Годы спустя, в изгнании, я встретил секретаря профсоюза коммивояжёров Эли Вайнберга. Он знал моего отца и считал его социалистом. Это удивило меня, потому что отец внешне никогда не интересовался политикой. Эли объяснил, что большинство членов профсоюза были чрезвычайно индивидуалистическими евреями с анархическим темпераментом, которые быстро вспыхивали и столь же быстро остывали и которыми трудно было управлять. Я вспомнил об обитателях Альбин-Корта – любителях игры в покер и азартных игроков на скачках. «Твой отец прочно стоял на земле и понимал, как правильно вести переговоры с хозяевами предприятий».
Мои бабушка и дедушка по материнской линии, Абрахам и Клара Коэн, жили в одном из домов за углом от Альбин-Корт.
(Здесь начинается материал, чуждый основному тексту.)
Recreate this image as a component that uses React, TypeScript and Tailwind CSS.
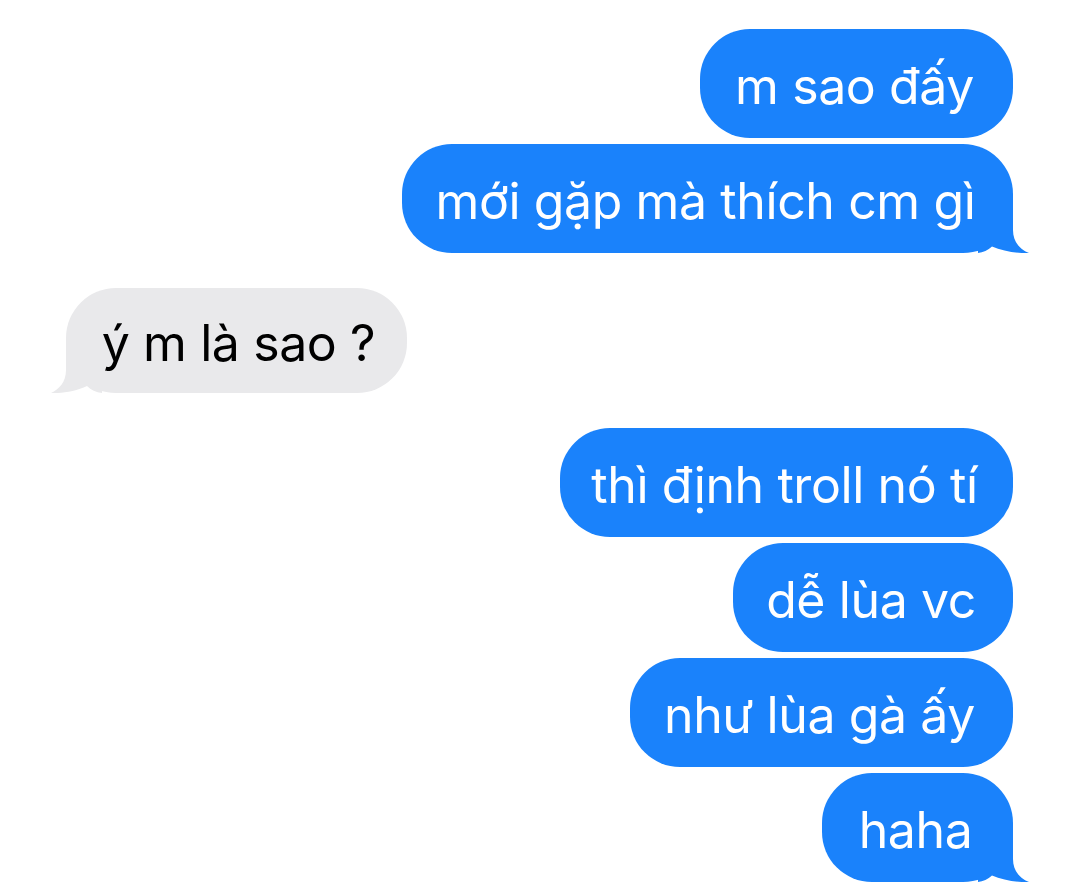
import React from "react";

const BLUE = "#1a82fb";

function SentTail() {
  return (
    <svg
      className="absolute bottom-0 right-[-16px]"
      width="51"
      height="50"
      viewBox="0 0 51 50"
    >
      <path
        d="M35 0 L35 27 C35 39 42 46.5 51 50 C41 50.6 25 48.5 14 43.5 C10 47 5 49.6 0 50 L0 0 Z"
        fill={BLUE}
      />
    </svg>
  );
}

function RecvTail() {
  return (
    <svg
      className="absolute bottom-0 left-[-15px]"
      width="51"
      height="50"
      viewBox="0 0 51 50"
    >
      <path
        d="M15 0 L15 27 C15 39 8 46.5 0 50 C9 50.6 25 48.5 36 43 C40 47 45 49.6 51 50 L51 0 Z"
        fill="#e9e9eb"
      />
    </svg>
  );
}

function Sent({ text, w, tail }: { text: string; w: string; tail?: boolean }) {
  return (
    <div className="flex justify-end pr-[59px]">
      <div
        className={`relative h-[109px] ${w} rounded-[50px] bg-[#1a82fb] flex items-center justify-center pr-[4px] text-white`}
      >
        {tail && <SentTail />}
        <span className="relative whitespace-nowrap pt-[5px]">{text}</span>
      </div>
    </div>
  );
}

export default function App() {
  return (
    <div
      className="w-[1072px] h-[888px] bg-white overflow-hidden pt-[29px] text-[50px] leading-none tracking-[-0.4px]"
      style={{ fontFamily: "Inter, 'Noto Sans', sans-serif" }}
    >
      <div className="flex flex-col gap-[6px]">
        <Sent text="m sao đấy" w="w-[313px]" />
        <Sent text="mới gặp mà thích cm gì" w="w-[611px]" tail />
      </div>
      <div className="flex pl-[66px] mt-[35px]">
        <div className="relative h-[105px] w-[341px] rounded-[50px] bg-[#e9e9eb] flex items-center justify-center pl-[4px] text-black">
          <RecvTail />
          <span className="relative whitespace-nowrap pt-[5px]">ý m là sao ?</span>
        </div>
      </div>
      <div className="flex flex-col gap-[6px] mt-[35px]">
        <Sent text="thì định troll nó tí" w="w-[453px]" />
        <Sent text="dễ lùa vc" w="w-[280px]" />
        <Sent text="như lùa gà ấy" w="w-[383px]" />
        <Sent text="haha" w="w-[191px]" tail />
      </div>
    </div>
  );
}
Когда моя мать была ещё ребенком, у них была овощная лавка.
Моя мать, Рене, была жизнерадостной брюнеткой с ослепительной улыбкой и хорошей фигурой. В отличие от моего отца, она любила компании и интересовалась в основном материальной стороной жизни. Они хорошо уживались, пока она удерживала в определённых рамках вечеринки, на которых играли в карточные игры рамми и канаста. Когда мой отец встретил её, она работала секретаршей. Позднее, после рождения моей сестры Хилари, она пошла работать на полставки, чтобы помочь семье сводить концы с концами. После смерти моей бабушки Клары дедушка Абе переехал к нам. Он тоже стал коммивояжёром и в отсутствие своей жены, которая была сдерживающей силой, стал самым известным из азартных игроков в Йовилле.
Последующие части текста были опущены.